Je me rappellerai toujours des sensations qui ont accompagné mes premières semaines à Firstmed. Moi qui étais habituée au son des sonnettes de “l’appel malade”, je me retrouvais seule devant un écran d’ordinateur, face à de grosses responsabilités. Cela m’a pris deux ans pour oser prendre complètement possession de ma nouvelle fonction et donner ma couleur à Firstmed. Aujourd’hui, j’ai le courage de me faire confiance, en apportant mon vécu et ma vision dans le management. Je suis sortie du moule. Je me suis affranchie des attentes et des peurs de décevoir, toujours prête à me lancer de nouveaux défis. C’est ainsi que j’ai créé le livre-CD “Il faut sauver grand-maman” avec Henri Dès, pour apprendre aux enfants à composer le numéro d’urgence 144.

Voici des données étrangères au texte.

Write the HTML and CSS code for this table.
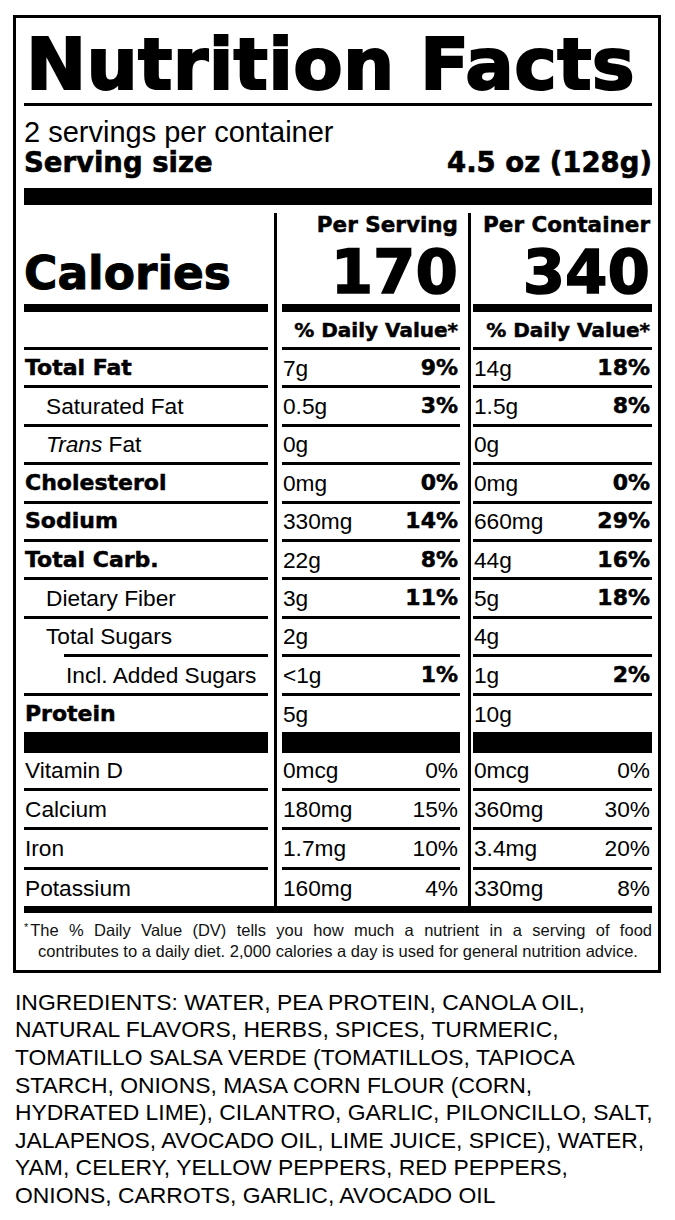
FILE: index.html
```html
<!DOCTYPE html>
<html lang="en">
<head>
<meta charset="utf-8">
<title>Nutrition Facts</title>
<link rel="stylesheet" href="styles.css">
</head>
<body>
<section class="label">
  <h1 class="title">Nutrition Facts</h1>
  <div class="servings">2 servings per container</div>
  <div class="serving-size"><span>Serving size</span><span>4.5 oz (128g)</span></div>
  <div class="bar-thick"></div>

  <div class="facts">
    <div class="vline v1"></div>
    <div class="vline v2"></div>

    <div class="head-label c1">Calories</div>
    <div class="head-val c3"><span class="per">Per Serving</span><span class="num">170</span></div>
    <div class="head-val c5"><span class="per">Per Container</span><span class="num">340</span></div>

    <div class="dv c1"></div>
    <div class="dv c3">% Daily Value*</div>
    <div class="dv c5">% Daily Value*</div>

    <div class="cell c1"><b>Total Fat</b></div>
    <div class="cell c3"><span>7g</span><b>9%</b></div>
    <div class="cell c5"><span>14g</span><b>18%</b></div>

    <div class="cell c1 sub"><span>Saturated Fat</span></div>
    <div class="cell c3"><span>0.5g</span><b>3%</b></div>
    <div class="cell c5"><span>1.5g</span><b>8%</b></div>

    <div class="cell c1 sub"><span><i>Trans</i> Fat</span></div>
    <div class="cell c3"><span>0g</span></div>
    <div class="cell c5"><span>0g</span></div>

    <div class="cell c1"><b>Cholesterol</b></div>
    <div class="cell c3"><span>0mg</span><b>0%</b></div>
    <div class="cell c5"><span>0mg</span><b>0%</b></div>

    <div class="cell c1"><b>Sodium</b></div>
    <div class="cell c3"><span>330mg</span><b>14%</b></div>
    <div class="cell c5"><span>660mg</span><b>29%</b></div>

    <div class="cell c1"><b>Total Carb.</b></div>
    <div class="cell c3"><span>22g</span><b>8%</b></div>
    <div class="cell c5"><span>44g</span><b>16%</b></div>

    <div class="cell c1 sub"><span>Dietary Fiber</span></div>
    <div class="cell c3"><span>3g</span><b>11%</b></div>
    <div class="cell c5"><span>5g</span><b>18%</b></div>

    <div class="cell c1 sub"><span>Total Sugars</span></div>
    <div class="cell c3"><span>2g</span></div>
    <div class="cell c5"><span>4g</span></div>

    <div class="cell c1 sub2"><span>Incl. Added Sugars</span></div>
    <div class="cell c3"><span>&lt;1g</span><b>1%</b></div>
    <div class="cell c5"><span>1g</span><b>2%</b></div>

    <div class="cell c1"><b>Protein</b></div>
    <div class="cell c3"><span>5g</span></div>
    <div class="cell c5"><span>10g</span></div>

    <div class="blackbar c1"></div>
    <div class="blackbar c3"></div>
    <div class="blackbar c5"></div>

    <div class="cell c1 noline"><span>Vitamin D</span></div>
    <div class="cell c3 noline"><span>0mcg</span><span>0%</span></div>
    <div class="cell c5 noline"><span>0mcg</span><span>0%</span></div>

    <div class="cell c1"><span>Calcium</span></div>
    <div class="cell c3"><span>180mg</span><span>15%</span></div>
    <div class="cell c5"><span>360mg</span><span>30%</span></div>

    <div class="cell c1"><span>Iron</span></div>
    <div class="cell c3"><span>1.7mg</span><span>10%</span></div>
    <div class="cell c5"><span>3.4mg</span><span>20%</span></div>

    <div class="cell c1"><span>Potassium</span></div>
    <div class="cell c3"><span>160mg</span><span>4%</span></div>
    <div class="cell c5"><span>330mg</span><span>8%</span></div>
  </div>

  <div class="bar-med"></div>
  <div class="footnote">
    <span class="fn-line1"><span class="ast">*</span>The % Daily Value (DV) tells you how much a nutrient in a serving of food</span>
    <span class="fn-line2">contributes to a daily diet. 2,000 calories a day is used for general nutrition advice.</span>
  </div>
</section>

<p class="ingredients">INGREDIENTS: WATER, PEA PROTEIN, CANOLA OIL,<br>NATURAL FLAVORS, HERBS, SPICES, TURMERIC,<br>TOMATILLO SALSA VERDE (TOMATILLOS, TAPIOCA<br>STARCH, ONIONS, MASA CORN FLOUR (CORN,<br>HYDRATED LIME), CILANTRO, GARLIC, PILONCILLO, SALT,<br>JALAPENOS, AVOCADO OIL, LIME JUICE, SPICE), WATER,<br>YAM, CELERY, YELLOW PEPPERS, RED PEPPERS,<br>ONIONS, CARROTS, GARLIC, AVOCADO OIL</p>
</body>
</html>
```

FILE: styles.css
```css
html, body {
  margin: 0;
  padding: 0;
  background: #fff;
  color: #000;
}

body {
  font-family: "Liberation Sans", Arial, sans-serif;
}

.label {
  box-sizing: border-box;
  width: 648px;
  margin: 15px 0 0 13px;
  border: 3px solid #000;
  padding: 0 6px 8px 8px;
}

.title {
  margin: 0;
  padding-top: 7px;
  padding-left: 2px;
  font-family: "DejaVu Sans", sans-serif;
  font-weight: 700;
  font-size: 72px;
  line-height: 78px;
  letter-spacing: 0.3px;
  white-space: nowrap;
  border-bottom: 3px solid #000;
  -webkit-text-stroke: 2px #000;
}

.servings {
  padding-top: 11px;
  font-size: 29px;
  line-height: 30px;
}

.serving-size {
  display: flex;
  justify-content: space-between;
  font-family: "DejaVu Sans", sans-serif;
  font-weight: 700;
  font-size: 27.5px;
  line-height: 30px;
  -webkit-text-stroke: 0.6px #000;
}

.bar-thick {
  height: 17px;
  margin-top: 11px;
  background: #000;
}

.facts {
  display: grid;
  margin-top: 8px;
  grid-template-columns: 244px 14px 178px 13px 179px;
  grid-template-rows: 99px 35px repeat(9, 38.4px) 39.4px 21px 35px 39.3px 39.3px 39.4px;
}

.vline {
  grid-row: 1 / -1;
  width: 3px;
  background: #000;
}

.v1 { grid-column: 2; margin-left: 6px; }
.v2 { grid-column: 4; margin-left: 8px; }

.c1 { grid-column: 1; }
.c3 { grid-column: 3; }
.c5 { grid-column: 5; }

.head-label {
  display: flex;
  align-items: flex-end;
  padding-bottom: 8px;
  border-bottom: 8px solid #000;
  font-family: "DejaVu Sans", sans-serif;
  font-weight: 700;
  font-size: 45.5px;
  line-height: 44px;
  -webkit-text-stroke: 1px #000;
}

.head-val {
  display: flex;
  flex-direction: column;
  justify-content: space-between;
  align-items: flex-end;
  padding: 1px 2px 4px 0;
  border-bottom: 8px solid #000;
  font-family: "DejaVu Sans", sans-serif;
  font-weight: 700;
}

.per {
  font-size: 21.5px;
  line-height: 22px;
  -webkit-text-stroke: 0.5px #000;
}

.num {
  font-size: 61px;
  line-height: 56px;
  -webkit-text-stroke: 1.5px #000;
}

.dv {
  display: flex;
  align-items: center;
  justify-content: flex-end;
  padding-right: 2px;
  font-family: "DejaVu Sans", sans-serif;
  font-weight: 700;
  font-size: 20px;
  line-height: 24px;
  -webkit-text-stroke: 0.5px #000;
}

.cell {
  display: flex;
  align-items: center;
  justify-content: space-between;
  padding: 0 2px 0 1px;
  border-top: 3px solid #000;
  font-size: 22.7px;
  line-height: 26px;
  white-space: nowrap;
}

.cell b {
  font-family: "DejaVu Sans", sans-serif;
  font-weight: 700;
  font-size: 22px;
  -webkit-text-stroke: 0.5px #000;
}

.cell.sub { padding-left: 22px; }
.cell.sub2 { margin-left: 40px; padding-left: 2px; }
.cell.noline { border-top: 0; }

.blackbar { background: #000; }

.bar-med {
  height: 7px;
  background: #000;
}

.footnote {
  padding-top: 7px;
  font-size: 16.5px;
  line-height: 21px;
  color: #111;
}

.fn-line1 {
  display: block;
  text-align: justify;
  text-align-last: justify;
}

.ast {
  font-size: 11px;
  vertical-align: top;
  line-height: 14px;
  margin-right: 2px;
}

.fn-line2 {
  display: block;
  text-align: center;
}

.ingredients {
  margin: 16px 0 0 15px;
  font-size: 22.9px;
  line-height: 27.6px;
  white-space: nowrap;
}
```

Aujourd’hui, j’ai le droit d’être qui je suis. Mon ancien stéthoscope accroché à ma salle de bain me le rappelle tous les jours. Si mon parcours avait été tracé dans les plus grandes écoles, assuré par une famille bien établie, aurais-je eu la « niaque » indispensable à mon activité actuelle ?  Le quotidien d’une cheffe d’entreprise est semé d’embûches. Chaque jour, on pourrait abandonner, baisser les bras, face à l’ampleur des difficultés rencontrées. Il faut se battre, contre l’image que nous renvoie la société, mais surtout contre nos propres barrières et angoisses. Nous devons être prêts à oser prendre des risques… ne dit-on pas que la vie commence hors de sa zone de confort ?

J’espère que les femmes que je vous présenterai ces prochains mois dans ce blog vous donneront, à vous aussi, l’envie de vous battre.